- _Task instructions_:
Give back the records below exactly, every one, with no pictures.

* START *

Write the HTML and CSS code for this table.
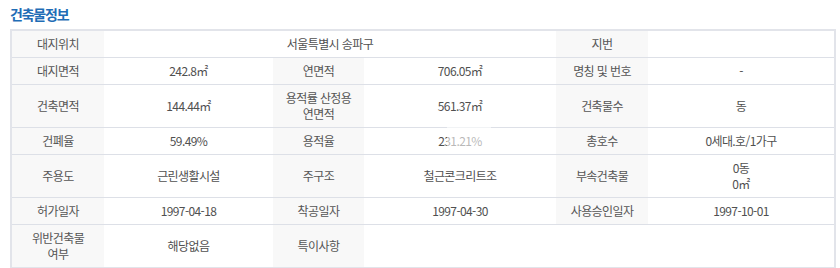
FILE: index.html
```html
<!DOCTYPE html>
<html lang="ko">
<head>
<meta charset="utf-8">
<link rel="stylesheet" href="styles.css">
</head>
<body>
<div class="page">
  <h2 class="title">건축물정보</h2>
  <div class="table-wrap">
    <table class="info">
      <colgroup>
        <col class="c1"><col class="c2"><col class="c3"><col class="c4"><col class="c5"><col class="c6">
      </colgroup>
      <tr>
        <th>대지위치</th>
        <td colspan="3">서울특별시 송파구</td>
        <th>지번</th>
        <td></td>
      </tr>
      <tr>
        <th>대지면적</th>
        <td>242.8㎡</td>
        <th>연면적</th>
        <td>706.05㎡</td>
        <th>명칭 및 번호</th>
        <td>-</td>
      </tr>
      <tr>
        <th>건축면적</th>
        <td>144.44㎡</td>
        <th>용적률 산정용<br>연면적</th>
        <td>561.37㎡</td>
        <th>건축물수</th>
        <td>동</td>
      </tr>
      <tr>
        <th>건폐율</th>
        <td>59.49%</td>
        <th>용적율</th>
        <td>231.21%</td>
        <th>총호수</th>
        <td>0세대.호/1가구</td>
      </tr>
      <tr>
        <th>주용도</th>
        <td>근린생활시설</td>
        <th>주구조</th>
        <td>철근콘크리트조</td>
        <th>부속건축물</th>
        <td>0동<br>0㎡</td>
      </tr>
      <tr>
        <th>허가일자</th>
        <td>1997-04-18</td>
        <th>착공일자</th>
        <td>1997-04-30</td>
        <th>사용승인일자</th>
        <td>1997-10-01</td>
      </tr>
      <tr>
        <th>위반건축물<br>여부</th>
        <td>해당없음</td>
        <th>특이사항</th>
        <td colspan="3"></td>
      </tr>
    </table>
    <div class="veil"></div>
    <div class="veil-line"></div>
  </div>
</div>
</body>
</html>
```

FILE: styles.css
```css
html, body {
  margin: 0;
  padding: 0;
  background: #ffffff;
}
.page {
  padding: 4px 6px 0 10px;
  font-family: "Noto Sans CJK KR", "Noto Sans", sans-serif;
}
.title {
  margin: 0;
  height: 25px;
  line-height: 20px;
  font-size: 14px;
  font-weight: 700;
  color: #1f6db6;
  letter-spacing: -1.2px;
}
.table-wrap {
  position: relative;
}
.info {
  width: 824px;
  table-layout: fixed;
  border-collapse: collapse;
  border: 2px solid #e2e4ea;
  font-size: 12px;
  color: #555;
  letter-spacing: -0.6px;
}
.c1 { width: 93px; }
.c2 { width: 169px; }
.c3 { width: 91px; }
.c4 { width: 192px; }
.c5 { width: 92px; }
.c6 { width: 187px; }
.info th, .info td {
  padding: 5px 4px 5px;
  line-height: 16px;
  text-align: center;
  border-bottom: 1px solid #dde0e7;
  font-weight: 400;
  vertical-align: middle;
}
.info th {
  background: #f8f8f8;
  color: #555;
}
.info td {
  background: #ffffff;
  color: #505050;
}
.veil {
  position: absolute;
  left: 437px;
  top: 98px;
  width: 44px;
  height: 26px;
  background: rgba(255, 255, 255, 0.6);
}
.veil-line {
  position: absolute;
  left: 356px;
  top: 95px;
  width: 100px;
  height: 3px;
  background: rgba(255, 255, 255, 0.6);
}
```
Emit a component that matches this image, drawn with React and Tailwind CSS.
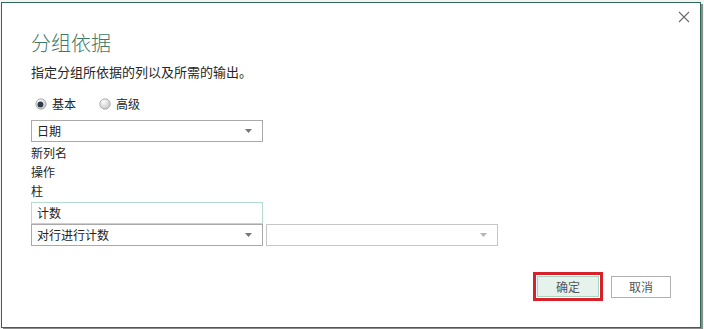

* END *

- _Correct result_:
Write the HTML and CSS code for this table.
FILE: index.html
```html
<!DOCTYPE html>
<html lang="ko">
<head>
<meta charset="utf-8">
<link rel="stylesheet" href="styles.css">
</head>
<body>
<div class="page">
  <h2 class="title">건축물정보</h2>
  <div class="table-wrap">
    <table class="info">
      <colgroup>
        <col class="c1"><col class="c2"><col class="c3"><col class="c4"><col class="c5"><col class="c6">
      </colgroup>
      <tr>
        <th>대지위치</th>
        <td colspan="3">서울특별시 송파구</td>
        <th>지번</th>
        <td></td>
      </tr>
      <tr>
        <th>대지면적</th>
        <td>242.8㎡</td>
        <th>연면적</th>
        <td>706.05㎡</td>
        <th>명칭 및 번호</th>
        <td>-</td>
      </tr>
      <tr>
        <th>건축면적</th>
        <td>144.44㎡</td>
        <th>용적률 산정용<br>연면적</th>
        <td>561.37㎡</td>
        <th>건축물수</th>
        <td>동</td>
      </tr>
      <tr>
        <th>건폐율</th>
        <td>59.49%</td>
        <th>용적율</th>
        <td>231.21%</td>
        <th>총호수</th>
        <td>0세대.호/1가구</td>
      </tr>
      <tr>
        <th>주용도</th>
        <td>근린생활시설</td>
        <th>주구조</th>
        <td>철근콘크리트조</td>
        <th>부속건축물</th>
        <td>0동<br>0㎡</td>
      </tr>
      <tr>
        <th>허가일자</th>
        <td>1997-04-18</td>
        <th>착공일자</th>
        <td>1997-04-30</td>
        <th>사용승인일자</th>
        <td>1997-10-01</td>
      </tr>
      <tr>
        <th>위반건축물<br>여부</th>
        <td>해당없음</td>
        <th>특이사항</th>
        <td colspan="3"></td>
      </tr>
    </table>
    <div class="veil"></div>
    <div class="veil-line"></div>
  </div>
</div>
</body>
</html>
```

FILE: styles.css
```css
html, body {
  margin: 0;
  padding: 0;
  background: #ffffff;
}
.page {
  padding: 4px 6px 0 10px;
  font-family: "Noto Sans CJK KR", "Noto Sans", sans-serif;
}
.title {
  margin: 0;
  height: 25px;
  line-height: 20px;
  font-size: 14px;
  font-weight: 700;
  color: #1f6db6;
  letter-spacing: -1.2px;
}
.table-wrap {
  position: relative;
}
.info {
  width: 824px;
  table-layout: fixed;
  border-collapse: collapse;
  border: 2px solid #e2e4ea;
  font-size: 12px;
  color: #555;
  letter-spacing: -0.6px;
}
.c1 { width: 93px; }
.c2 { width: 169px; }
.c3 { width: 91px; }
.c4 { width: 192px; }
.c5 { width: 92px; }
.c6 { width: 187px; }
.info th, .info td {
  padding: 5px 4px 5px;
  line-height: 16px;
  text-align: center;
  border-bottom: 1px solid #dde0e7;
  font-weight: 400;
  vertical-align: middle;
}
.info th {
  background: #f8f8f8;
  color: #555;
}
.info td {
  background: #ffffff;
  color: #505050;
}
.veil {
  position: absolute;
  left: 437px;
  top: 98px;
  width: 44px;
  height: 26px;
  background: rgba(255, 255, 255, 0.6);
}
.veil-line {
  position: absolute;
  left: 356px;
  top: 95px;
  width: 100px;
  height: 3px;
  background: rgba(255, 255, 255, 0.6);
}
```
Emit a component that matches this image, drawn with React and Tailwind CSS.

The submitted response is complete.